Question

\[K\] is Henry’s constant and has the unit:
A) $atm\,mo{l^{ - 1}}\,d{m^3}$.
B) $mo{l^{ - 1}}d{m^3}at{m^{ - 1}}$
C) $atm\,mol\,d{m^ - }^3$.
D) $mol\,d{m^ - }^3at{m^{ - 1}}$.

Answer 1

Hint:We know that, mathematically, Henry’s law is expressed as,
$X = {K_H}P$
Where $P$ is the pressure.
$X$ is solubility of the gas in liquid.
${K_H}$ is Henry’s law constant.

Complete step by step answer:
Let us see Henry’s law statement:
It states the amount of the given gas that dissolves in the liquid is directly proportional to the pressure of the gas in equilibrium with the liquid at constant temperature.
We know the unit of pressure P is \[atm\]and the unit of solubility of the gas at a fixed temperature\[mol/d{m^3}\].
To find the unit of the constant, Rewrite the Henry’s equation,
\[{K_H} = \dfrac{x}{P}\]
\[{K_H} = \dfrac{{mol/d{m^3}}}{{atm}}\]
Thus, the unit of Henry’s constant is $mol\,d{m^ - }^3at{m^{ - 1}}$.
Hence,
$\therefore $ Option D is correct.

Additional information:
Henry’s law applicable only in certain conditions.
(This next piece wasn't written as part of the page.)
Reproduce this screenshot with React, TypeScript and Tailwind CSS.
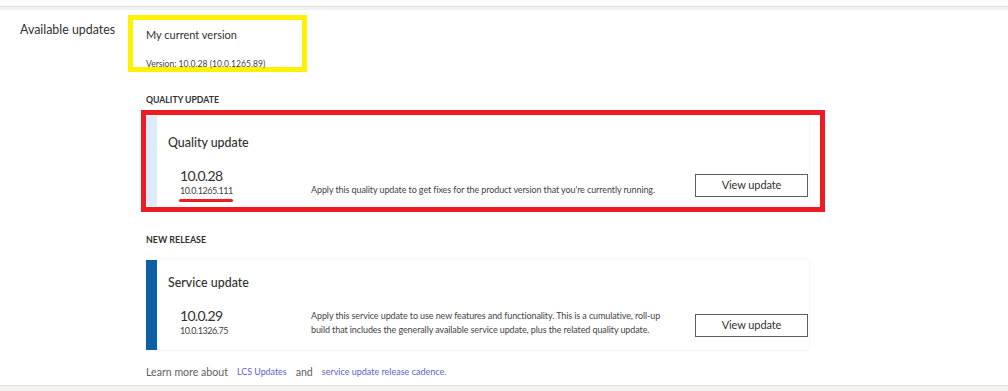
export default function App() {
  return (
    <div
      className="w-full h-[391px] bg-white flex flex-col text-[#323130] overflow-hidden"
      style={{ fontFamily: "Lato, 'Noto Sans', sans-serif" }}
    >
      <div className="h-[6px] bg-[#fdfdfd]" />
      <div className="h-[4px] bg-[#f3f2f1] border-t border-[#e1dfdd]" />

      <div className="flex-1 flex">
        <div className="w-[128px] pl-[20px] pt-[11px] text-[12.4px] leading-[18px]">Available updates</div>

        <div className="flex-1 flex flex-col pt-[5px]">
          <div className="w-[179px] h-[57px] border-[5px] border-[#fff200] pl-[13px] pt-[7px] flex flex-col">
            <span className="text-[11px] leading-[16px]">My current version</span>
            <span className="mt-auto mb-[-3px] text-[8.6px] leading-[12px] text-[#444]">Version: 10.0.28 (10.0.1265.89)</span>
          </div>

          <div className="ml-[18px] w-[663px] flex flex-col">
            <h3 className="mt-[22px] text-[8.7px] font-bold leading-[12px] uppercase">Quality update</h3>

            <div className="relative mt-[10px]">
              <UpdateCard
                stripe="bg-[#deecf9]"
                title="Quality update"
                version="10.0.28"
                build="10.0.1265.111"
                underline
                titleTop="pt-[18px]"
                lines={["Apply this quality update to get fixes for the product version that you're currently running."]}
                bottom="pb-[9px]"
              />
              <div className="absolute -left-[5px] -right-[16px] -top-[6px] -bottom-[6px] border-[5px] border-[#ed1c24] pointer-events-none" />
            </div>

            <h3 className="mt-[28px] text-[8.9px] font-bold leading-[12px] uppercase">New release</h3>

            <div className="mt-[14px]">
              <UpdateCard
                stripe="bg-[#0f5fa6]"
                title="Service update"
                version="10.0.29"
                build="10.0.1326.75"
                titleTop="pt-[14px]"
                lines={[
                  "Apply this service update to use new features and functionality. This is a cumulative, roll-up",
                  "build that includes the generally available service update, plus the related quality update.",
                ]}
                bottom="pb-[13px]"
              />
            </div>

            <div className="mt-[15px] flex items-baseline text-[10.6px] text-[#605e5c]">
              <span>Learn more about</span>
              <a className="ml-[9px] -translate-y-[1px] text-[8.9px] text-[#5a5fd6]">LCS Updates</a>
              <span className="ml-[9px]">and</span>
              <a className="ml-[9px] -translate-y-[1px] text-[9px] text-[#5a5fd6]">service update release cadence.</a>
            </div>
          </div>
        </div>
      </div>

      <div className="h-[6px] bg-[#f3f2f1] border-t border-[#e1dfdd]" />
    </div>
  );
}

function UpdateCard(props: {
  stripe: string;
  title: string;
  version: string;
  build: string;
  underline?: boolean;
  titleTop: string;
  bottom: string;
  lines: string[];
}) {
  return (
    <div className="h-[90px] flex bg-white rounded-[2px] shadow-[0_0_2px_rgba(0,0,0,0.12)]">
      <div className={`w-[11px] ${props.stripe}`} />
      <div className={`flex-1 flex flex-col pl-[11px] pr-[1px] ${props.titleTop} ${props.bottom}`}>
        <div className="text-[12.4px] leading-[18px] font-medium">{props.title}</div>
        <div className="mt-auto flex items-end">
          <div className="relative w-[143px] pl-[12px] flex flex-col">
            <span className="text-[14px] leading-[18px] tracking-[-0.7px]">{props.version}</span>
            <span className="text-[9px] leading-[12px] tracking-[-0.45px] text-[#444]">{props.build}</span>
            {props.underline && (
              <span className="absolute left-[11px] top-[32px] w-[54px] h-[3px] rounded-full bg-[#ed1c24]" />
            )}
          </div>
          <div className="flex-1 flex flex-col text-[9px] leading-[14px] tracking-[-0.1px] text-[#444]">
            {props.lines.map((l) => (
              <span key={l}>{l}</span>
            ))}
          </div>
          <button className="w-[113px] h-[23px] border border-[#605e5c] bg-white text-[11px] tracking-[-0.1px] text-[#323130]">
            View update
          </button>
        </div>
      </div>
    </div>
  );
}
Now we discuss about that conditions as below,
It works only if the molecules are at equilibrium.
It does not work for gases at high pressure. For example, Nitrogen at high pressure it becomes soluble and it is harmful in the blood supply.
It does not work if there is a chemical reaction between the solute and solvent. For example, Hydrochloric acid reacts with water by a dissociation reaction to generate hydronium and chloride ions.

Note:
We must remember that the Henry’s constant and solubility of the gas in liquid (x) are inversely proportional which means Henry’s constant is greater for the gases with lower solubility. Solubility means the maximum quantity of solute dissolved in a certain quantity of a solution.